В следующую секунду Брокер заговорил таким странным, смущенным тоном, что она растерялась:
– Я совершил несколько страшных ошибок, и у меня кружится голова, когда я пытаюсь осознать все, что из-за них произошло. Я не был тем, кем должен был быть, ни для кого. Возможно, – сказал он, глядя на свои колени, – я справедливо наказан. Ох, дитя, твои пальцы разбивают мне сердце. Ты сможешь обучиться зажимать струны правой рукой?
Файер взяла его за руку и сжала так крепко, как только могла, но не ответила. Она думала о том, чтобы играть наоборот, но это было словно учиться с нуля. Восемнадцатилетние пальцы учатся порхать по струнам вовсе не так быстро, как пятилетние, и, кроме того, трудно держать смычок рукой, на которой, помимо большого пальца, еще только два.
Ее пациент-скрипач предложил другое решение. Что, если она, как обычно, держала бы скрипку в левой руке, а смычок в правой, но переделала музыку под два пальца? Однажды ночью, в темноте, чтобы стража не могла видеть, она попробовала понарошку взять скрипку и попереставлять два пальца по воображаемым струнам. Тогда ей показалось, что это неуклюжее, бесполезное и угнетающее дело. Но после вопроса Брокера она подумала, не попробовать ли снова.
Неделю спустя Файер поняла остальную часть сказанного Брокером.
Она допоздна задержалась в целительской, спасая жизнь человека.

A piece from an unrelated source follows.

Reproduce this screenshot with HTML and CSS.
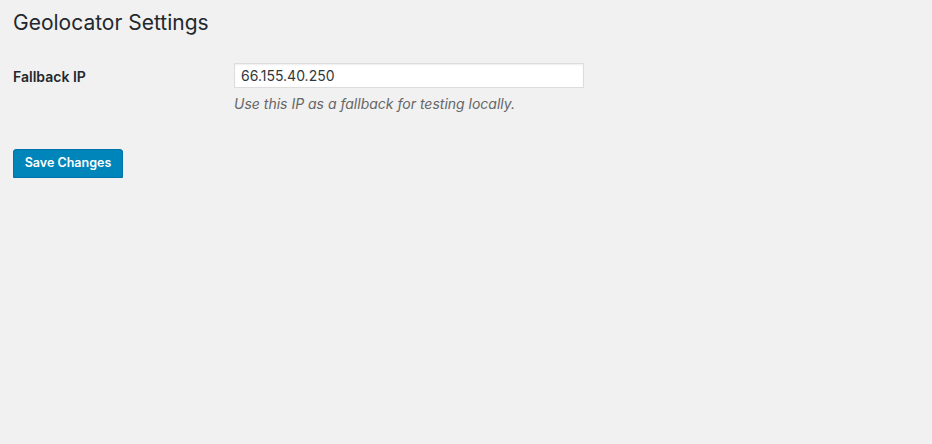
FILE: index.html
```html
<!DOCTYPE html>
<html lang="en">
<head>
<meta charset="utf-8">
<title>Geolocator Settings</title>
<link rel="stylesheet" href="styles.css">
</head>
<body>
<div class="wrap">
  <h1 class="title">Geolocator Settings</h1>
  <form class="settings">
    <div class="row">
      <label class="label" for="fallback-ip">Fallback IP</label>
      <div class="field">
        <input class="text-input" id="fallback-ip" type="text" value="66.155.40.250">
        <p class="description">Use this IP as a fallback for testing locally.</p>
      </div>
    </div>
    <div class="submit">
      <button class="button-primary" type="button">Save Changes</button>
    </div>
  </form>
</div>
</body>
</html>
```

FILE: styles.css
```css
html, body {
  margin: 0;
  padding: 0;
  background: #f1f1f1;
}
body {
  font-family: "Inter", "Liberation Sans", Arial, sans-serif;
  color: #23282d;
  font-size: 13px;
}
.wrap {
  padding: 0 13px;
}
.title {
  margin: 0;
  padding: 9px 0 4px;
  font-size: 21px;
  font-weight: 400;
  line-height: 1.3;
  color: #23282d;
}
.settings {
  margin-top: 20px;
}
.row {
  display: flex;
}
.label {
  width: 221px;
  flex: none;
  font-size: 14px;
  font-weight: 600;
  line-height: 24px;
  padding-top: 5px;
  color: #23282d;
}
.field {
  padding-top: 3px;
}
.text-input {
  display: block;
  box-sizing: border-box;
  width: 350px;
  height: 25px;
  margin: 0;
  padding: 2px 6px;
  border: 1px solid #ddd;
  box-shadow: inset 0 1px 2px rgba(0,0,0,0.07);
  background: #fff;
  font-family: "Inter", "Liberation Sans", Arial, sans-serif;
  font-size: 14px;
  color: #32373c;
  outline: none;
}
.description {
  margin: 5px 0 0;
  font-size: 14px;
  font-style: italic;
  color: #666;
  line-height: 22px;
}
.submit {
  margin-top: 34px;
}
.button-primary {
  box-sizing: border-box;
  height: 29px;
  width: 110px;
  padding: 0 10px 1px;
  background: #0085ba;
  border: 1px solid #0073aa;
  border-radius: 3px;
  box-shadow: 0 1px 0 #006799;
  color: #fff;
  font-family: "Inter", "Liberation Sans", Arial, sans-serif;
  font-size: 12.5px;
  font-weight: 600;
  line-height: 26px;
  cursor: pointer;
}
```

Это ей удавалось очень редко: все решалось силой воли воинов на волоске от смерти, причем некоторые из них были в агонии от боли, а другие вовсе без сознания. В тот момент, когда они сдавались, она могла придать им мужества, если они сами того хотели. Могла помочь им держаться за свои исчезающие самости. Получалось не всегда. Человек, которому не удалось остановить кровь, не мог бы выжить, как бы яростно он ни боролся за жизнь. Но иногда того, что она давала, оказывалось достаточно.
Конечно, она выбивалась из сил.
Вот и сегодня она страшно проголодалась и направилась за едой в штабы, где Гаран, Клара, Брокер и Роэн проводили дни в тревожном ожидании вестей и в спорах. Только в тот день они не спорили, и когда она вошла в сопровождении стражей, то почувствовала необычную легкость. Нэш был там, он сидел рядом с Милой и болтал с ней, и Файер уже давно не видела на его лице настолько искренней улыбки. Гаран и Клара мирно ели, а Брокер и Роэн сидели вместе за столом, рисуя линии на топографической карте, кажется, подземелий королевства. Роэн пробормотала что-то, от чего Брокер хохотнул.
– Что такое? – спросила Файер. – Что случилось?
Роэн оторвалась от карты и указала на супницу с тушеным мясом на столе:
– А, Файер. Садись. Поешь, и мы тебе расскажем, почему война не безнадежна. А ты, Муза? Нил? Голодные? Нэш, – сказала она, критически обращаясь к сыну, – иди возьми еще мяса для Милы.
Нэш поднялся со стула:
– Похоже, тут все собираются есть мясо, кроме меня.